With temperatures rising, the number of deaths across Europe has also increased, with over 1000 excess deaths that were previously predicted in France alone. World Health Organization chief Tedros Adhanom Ghebreyesus wrote on his X post about how Europe is the “fastest-warming continent on Earth”, with temperatures rising at nearly twice the global average.
According to Al Jazeera, at least 40 people died by drowning in France. Germany recorded another 2 deaths due to separate swimming accidents.

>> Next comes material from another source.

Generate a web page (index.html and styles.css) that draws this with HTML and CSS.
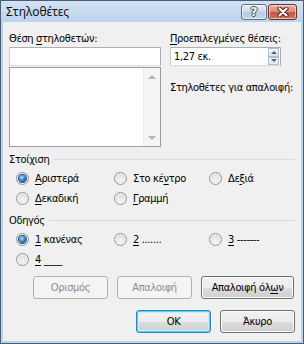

Overfilling Morgues, overwhelmed cemeteries
Elisabeth Charrier of the National Funeral Federation said funeral home occupancy has risen to more than 60% nationwide, compared with the typical summer range of 30% to 45%, according to news agency AFP.
According to AFP, she spoke about a possible “domino effect”, adding that “people have to go outside Paris – into the inner or outer suburbs, or even further – to find space and be able to pay their respects.”
“What may complicate matters is the extension of waiting times for cremation slots or burial space in cemeteries. Cemetery staff cannot dig graves much faster, and cremation slots fill up very quickly,” she said.
What are clips circulating on social media?
The majority of the clips include those of people from France, Germany, and other parts of Europe, depicting how warm their cities have become by frying eggs.
🥵 It’s so hot in Poland that people are frying eggs outdoors
In Warsaw, a woman left a frying pan in the sun and, after a while, cooked an egg on it.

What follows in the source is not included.